Trying to do basic home repairs is just a few steps harder in a foreign country with a different language and different stores.
Last week when we were brushing our teeth, a filter fell out of the faucet and the water flow started spraying in an uncontrolled way. Fortunately I was able to take the necessary piece from the demon-sink in the toilet room (a tiny sink for hand washing that is only big enough for one hand at a time and only provides ice water) and swap it.
After that, my options were: (1) call the landlord who only speaks Dutch, request a repair, wait forever, and stay home from work for a day while the repair person comes or (2) do it myself. Given that this was a hopefully simple repair that would not involve electricity, the mysterious heaters, or anything gross I opted for the latter.
Typically the hardest part would have been figuring out what the parts for repair are called in English so I could order them. (Google “faucet diagram parts”and determine that it is a faucet aerator.) Now in addition, I had to translate that into Dutch (kraan beluchter), hope the literal translation was the correct name for the part I needed (in this case it seemed to be), find a Dutch store that sold it (no Home Depot here), and try to actually order the right size (useless metric system).

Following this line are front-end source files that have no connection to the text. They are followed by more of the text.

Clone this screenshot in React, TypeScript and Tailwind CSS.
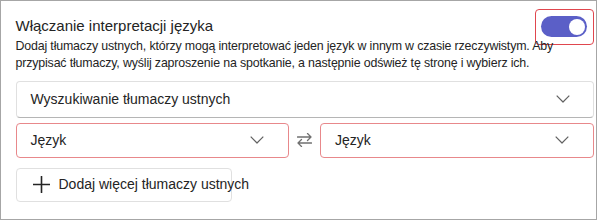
function Chevron() {
  return (
    <svg width="14" height="8" viewBox="0 0 14 8" fill="none" className="shrink-0">
      <path d="M0.7 0.7 7 7 13.3 0.7" stroke="#616161" strokeWidth="1.2" strokeLinejoin="round" />
    </svg>
  );
}

function SwapIcon() {
  return (
    <svg width="15" height="14" viewBox="0 0 15 14" fill="none" className="shrink-0">
      <path d="M0.5 4h13.5M10.5 0.5 14 4l-3.5 3.5" stroke="#707070" strokeWidth="1.3" strokeLinecap="round" strokeLinejoin="round" />
      <path d="M14.5 10H1M4.5 6.5 1 10l3.5 3.5" stroke="#707070" strokeWidth="1.3" strokeLinecap="round" strokeLinejoin="round" />
    </svg>
  );
}

function PlusIcon() {
  return (
    <svg width="17" height="17" viewBox="0 0 17 17" fill="none" className="shrink-0">
      <path d="M8.5 0.5v16M0.5 8.5h16" stroke="#242424" strokeWidth="1.6" strokeLinecap="round" />
    </svg>
  );
}

function LangSelect() {
  return (
    <div className="flex h-[35px] flex-1 items-center justify-between rounded-[4px] border border-[#e8888b] pl-[14px] pr-[24px]">
      <span className="text-[14px] text-[#242424]">Język</span>
      <Chevron />
    </div>
  );
}

export default function App() {
  return (
    <div
      className="h-[220px] w-[597px] overflow-hidden border-[1.5px] border-[#a6a6a6] bg-white"
      style={{ fontFamily: '"Liberation Sans", Arial, sans-serif' }}
    >
      <div className="flex flex-col pl-[14.5px] pr-[2.5px] pt-[14.5px]">
        {/* header row */}
        <div className="flex h-[20px] items-center justify-between">
          <h2 className="text-[15px] leading-[20px] text-[#242424]">Włączanie interpretacji języka</h2>
          <div className="-mb-[10px] -mt-[8px] rounded-[4px] border-[1.5px] border-[#e0464e] px-[5.5px] py-[6.5px]">
            <div className="flex h-[21px] w-[46px] items-center justify-end rounded-full bg-[#5b5fc7] pr-[2.5px]">
              <div className="h-[16px] w-[16px] rounded-full bg-white" />
            </div>
          </div>
        </div>
        <p className="mt-[2.5px] pr-[30px] text-[12.4px] leading-[17px] tracking-[-0.16px] text-[#242424]">
          Dodaj tłumaczy ustnych, którzy mogą interpretować jeden język w innym w czasie rzeczywistym. Aby przypisać tłumaczy, wyślij zaproszenie na spotkanie, a następnie odśwież tę stronę i wybierz ich.
        </p>

        <div className="mt-[8.5px] flex h-[37px] items-center justify-between rounded-[4px] border border-[#e0e0e0] border-b-[#b5b5b5] pl-[14px] pr-[23px]">
          <span className="text-[14px] text-[#242424]">Wyszukiwanie tłumaczy ustnych</span>
          <Chevron />
        </div>

        <div className="mt-[5px] flex items-center gap-[8px]">
          <LangSelect />
          <SwapIcon />
          <LangSelect />
        </div>

        <button className="mt-[10px] flex h-[34px] w-[216px] items-center gap-[9px] whitespace-nowrap rounded-[4px] border border-[#e0e0e0] pl-[16px] text-[14px] text-[#242424]">
          <PlusIcon />
          <span>Dodaj więcej tłumaczy ustnych</span>
        </button>
      </div>
    </div>
  );
}
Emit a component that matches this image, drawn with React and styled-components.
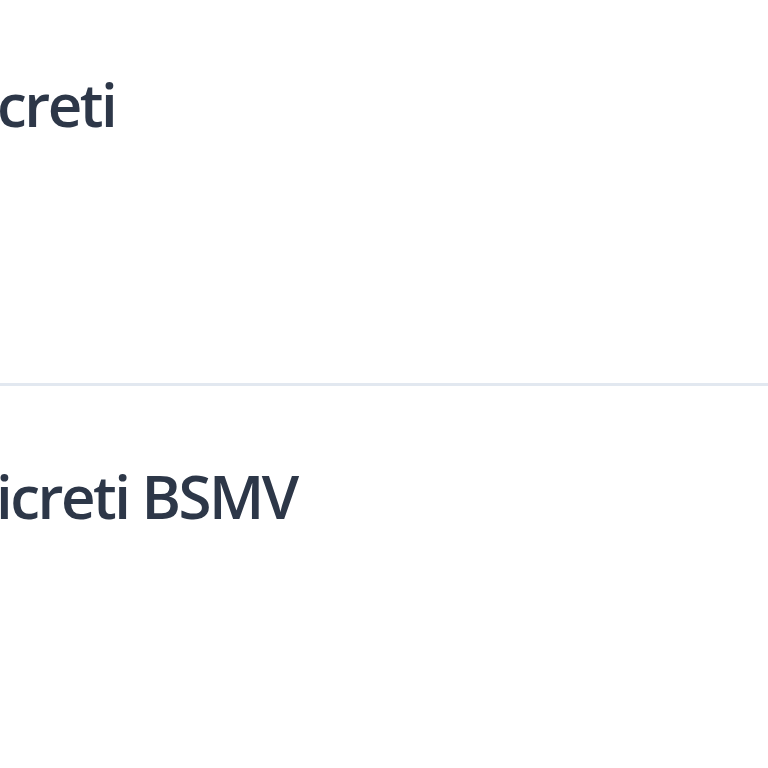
import React from "react";
import styled, { createGlobalStyle } from "styled-components";

const Global = createGlobalStyle`
  html, body { margin: 0; padding: 0; background: #ffffff; overflow: hidden; }
  #root { width: 768px; height: 768px; overflow: hidden; }
`;

const List = styled.div`
  display: flex;
  flex-direction: column;
  width: 768px;
`;

const Row = styled.div`
  height: ${(p) => p.$h}px;
  box-sizing: border-box;
  padding-top: ${(p) => p.$top}px;
  border-bottom: ${(p) => (p.$divider ? "3px solid #e2e8f0" : "none")};
  overflow: hidden;
`;

const Title = styled.div`
  font-family: "Open Sans", "Noto Sans", sans-serif;
  font-weight: 600;
  font-size: 60px;
  letter-spacing: -2.5px;
  line-height: 1;
  color: #2d3748;
  white-space: nowrap;
  margin-left: ${(p) => p.$shift}px;
`;

export default function App() {
  return (
    <>
      <Global />
      <List>
        <Row $h={386} $top={74} $divider>
          <Title $shift={-3}>creti</Title>
        </Row>
        <Row $h={382} $top={80}>
          <Title $shift={-4}>icreti BSMV</Title>
        </Row>
      </List>
    </>
  );
}
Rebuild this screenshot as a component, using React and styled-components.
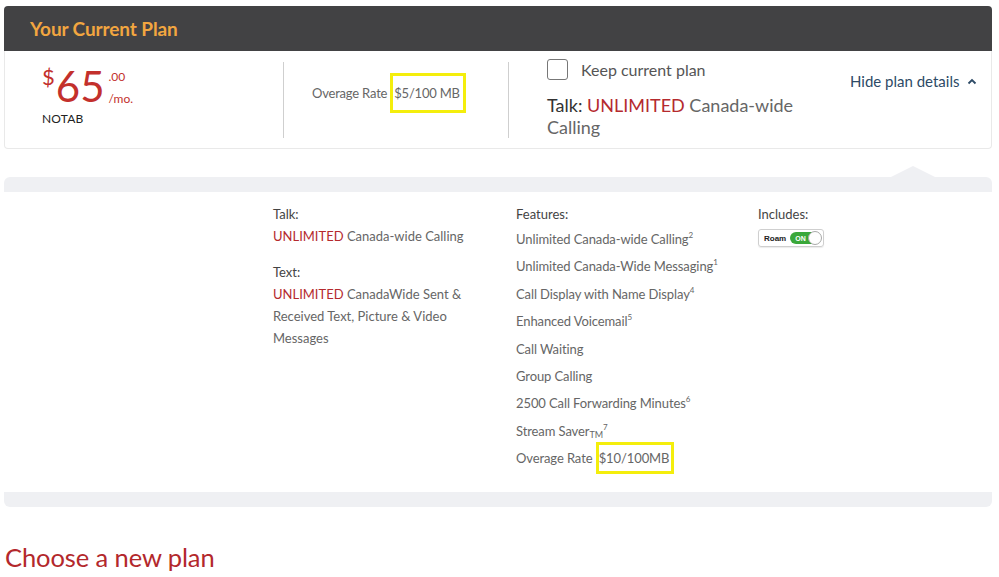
import React from "react";
import styled, { createGlobalStyle } from "styled-components";

const GlobalStyle = createGlobalStyle`
  html, body {
    margin: 0;
    padding: 0;
    background: #fff;
  }
  body {
    font-family: Lato, "Open Sans", "Liberation Sans", sans-serif;
    color: #666;
  }
`;

const Page = styled.div`
  padding: 6px 7px 0 4px;
`;

const Header = styled.header`
  height: 45px;
  background: #424244;
  border-radius: 4px 4px 0 0;
  display: flex;
  align-items: center;
  padding-left: 26px;

  & h1 {
    margin: 0;
    color: #f2a640;
    font-size: 19px;
    font-weight: 700;
    letter-spacing: -0.1px;
  }
`;

const Card = styled.section`
  display: flex;
  align-items: center;
  height: 97px;
  border: 1px solid #e9e9e9;
  border-top: none;
  border-radius: 0 0 4px 4px;
`;

const PriceCol = styled.div`
  width: 241px;
  padding-left: 37px;
  align-self: flex-start;
  padding-top: 14px;
`;

const Price = styled.div`
  display: flex;
  color: #c3302c;
`;

const Dollar = styled.span`
  font-size: 22px;
  line-height: 22px;
  margin-top: 1px;
`;

const Amount = styled.span`
  font-size: 42px;
  line-height: 42px;
  margin-left: 1px;
`;

const Cents = styled.div`
  display: flex;
  flex-direction: column;
  margin-left: 4px;
  font-size: 12px;
  line-height: 12px;

  & span:first-child {
    margin-top: 6px;
  }
  & span:last-child {
    margin-top: 10px;
  }
`;

const PlanCode = styled.div`
  font-size: 12px;
  color: #222;
  margin-top: 4px;
  letter-spacing: 0.2px;
`;

const Divider = styled.div`
  width: 1px;
  height: 76px;
  background: #cfcfcf;
`;

const OverageCol = styled.div`
  width: 196px;
  padding-left: 28px;
  padding-bottom: 14px;
  font-size: 13px;
  letter-spacing: -0.2px;
  color: #666;
`;

const Highlight = styled.span`
  border: 3px solid #f4ee0c;
  padding: ${(p) => (p.$big ? "9px 3px 9px 1px" : "5px 2px 5px 0")};
  margin-left: ${(p) => (p.$big ? "3px" : "0")};
`;

const KeepCol = styled.div`
  width: 264px;
  padding-left: 38px;
  align-self: flex-start;
  padding-top: 16px;
`;

const CheckRow = styled.label`
  display: flex;
  align-items: center;
  gap: 13px;
  font-size: 16px;
  color: #555;
  margin-bottom: 14px;

  & span {
    margin-top: -8px;
  }
`;

const Checkbox = styled.span`
  width: 19px;
  height: 19px;
  border: 1.5px solid #777;
  border-radius: 3px;
`;

const TalkLine = styled.div`
  font-size: 18px;
  line-height: 22px;
  color: #666;

  & b {
    font-weight: 400;
    color: #333;
  }
  & em {
    font-style: normal;
    color: #b52a2e;
  }
`;

const HideLink = styled.a`
  align-self: flex-start;
  margin-top: 21px;
  margin-left: 39px;
  display: flex;
  align-items: center;
  gap: 8px;
  font-size: 15px;
  color: #2d4a66;
  cursor: pointer;
`;

const Details = styled.section`
  position: relative;
  margin-top: 28px;
  background: #eff0f3;
  padding: 15px 0;
  border-radius: 6px;

  &::before {
    content: "";
    position: absolute;
    top: -11px;
    left: 887px;
    border-left: 22px solid transparent;
    border-right: 22px solid transparent;
    border-bottom: 11px solid #eff0f3;
  }
`;

const DetailsBody = styled.div`
  background: #fff;
  height: 300px;
  box-sizing: border-box;
  padding: 11px 0 0 269px;
  display: grid;
  grid-template-columns: 243px 242px 1fr;
`;

const Col = styled.div`
  font-size: 13px;
`;

const ColTitle = styled.div`
  color: #444;
  line-height: 22px;
`;

const Para = styled.p`
  margin: 0 0 14px;
  line-height: 22px;
  width: 205px;
  color: #666;

  & em {
    font-style: normal;
    color: #b52a2e;
  }
`;

const FeatureList = styled.ul`
  list-style: none;
  margin: 1px 0 0;
  padding: 0;

  & li {
    line-height: 27.4px;
    color: #666;
    white-space: nowrap;
    letter-spacing: -0.1px;
  }
  & sup {
    font-size: 8px;
    vertical-align: 6px;
    line-height: 0;
  }
  & sub {
    font-size: 9px;
    vertical-align: -2px;
    line-height: 0;
  }
`;

const Roam = styled.div`
  display: inline-flex;
  align-items: center;
  gap: 4px;
  margin-top: 4px;
  padding: 2px 2px 2px 5px;
  border: 1px solid #cfcfcf;
  border-radius: 3px;
  box-shadow: 0 1px 1px rgba(0, 0, 0, 0.08);
  font-family: "Liberation Sans", Arial, sans-serif;
  font-size: 8px;
  font-weight: 700;
  color: #222;
`;

const Switch = styled.span`
  display: flex;
  align-items: center;
  width: 31px;
  height: 12px;
  border-radius: 7px;
  background: #3aa83a;
  color: #fff;
  font-size: 7px;
  padding-left: 5px;
  box-sizing: border-box;
  position: relative;

  &::after {
    content: "";
    position: absolute;
    right: -1px;
    top: -1px;
    width: 12px;
    height: 12px;
    border-radius: 50%;
    background: #fff;
    border: 1px solid #aaa;
  }
`;

const NewPlanTitle = styled.h2`
  margin: 35px 0 0 1px;
  font-size: 25.5px;
  font-weight: 400;
  color: #b3282c;
  letter-spacing: -0.1px;
`;

const features = [
  ["Unlimited Canada-wide Calling", "2"],
  ["Unlimited Canada-Wide Messaging", "1"],
  ["Call Display with Name Display", "4"],
  ["Enhanced Voicemail", "5"],
  ["Call Waiting"],
  ["Group Calling"],
  ["2500 Call Forwarding Minutes", "6"],
];

const Chevron = () => (
  <svg width="10" height="7" viewBox="0 0 10 7" fill="none">
    <path d="M1.5 5.5L5 2L8.5 5.5" stroke="#2d4a66" strokeWidth="1.8" />
  </svg>
);

export default function App() {
  return (
    <Page>
      <GlobalStyle />
      <Header>
        <h1>Your Current Plan</h1>
      </Header>
      <Card>
        <PriceCol>
          <Price>
            <Dollar>$</Dollar>
            <Amount>65</Amount>
            <Cents>
              <span>.00</span>
              <span>/mo.</span>
            </Cents>
          </Price>
          <PlanCode>NOTAB</PlanCode>
        </PriceCol>
        <Divider />
        <OverageCol>
          Overage Rate<Highlight $big>$5/100 MB</Highlight>
        </OverageCol>
        <Divider />
        <KeepCol>
          <CheckRow>
            <Checkbox />
            <span>Keep current plan</span>
          </CheckRow>
          <TalkLine>
            <b>Talk:</b> <em>UNLIMITED</em> Canada-wide Calling
          </TalkLine>
        </KeepCol>
        <HideLink>
          Hide plan details <Chevron />
        </HideLink>
      </Card>
      <Details>
        <DetailsBody>
          <Col>
            <ColTitle>Talk:</ColTitle>
            <Para>
              <em>UNLIMITED</em> Canada-wide Calling
            </Para>
            <ColTitle>Text:</ColTitle>
            <Para>
              <em>UNLIMITED</em> CanadaWide Sent &amp; Received Text, Picture
              &amp; Video Messages
            </Para>
          </Col>
          <Col>
            <ColTitle>Features:</ColTitle>
            <FeatureList>
              {features.map(([name, note]) => (
                <li key={name}>
                  {name}
                  {note && <sup>{note}</sup>}
                </li>
              ))}
              <li>
                Stream Saver<sub>TM</sub>
                <sup>7</sup>
              </li>
              <li>
                Overage Rate <Highlight>$10/100MB</Highlight>
              </li>
            </FeatureList>
          </Col>
          <Col>
            <ColTitle>Includes:</ColTitle>
            <Roam>
              Roam
              <Switch>ON</Switch>
            </Roam>
          </Col>
        </DetailsBody>
      </Details>
      <NewPlanTitle>Choose a new plan</NewPlanTitle>
    </Page>
  );
}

After finding the right type of stores and desperately searching their websites for a kraan beluchter, it became apparent that either Dutch people don’t repair their faucets, or my translation was as faulty as my sink. Additional googling of faucet diagrams on Google.nl (Dutch Google) finally got me to the word “perlator,” which as it turns out Google translate does not know, so I have no idea what it means. However it appears to be the correct term and I managed to guess the correct dimensions for the faucet.
I ordered it before the trip to Switzerland so of course it arrived while we were away. That added an extra trip to the post office because receiving packages at home here is next to impossible unless you have a housewife.
On the bright side, I succeeded and now I feel like a klussen (home maintenance and repair, one of the national pastimes) champion.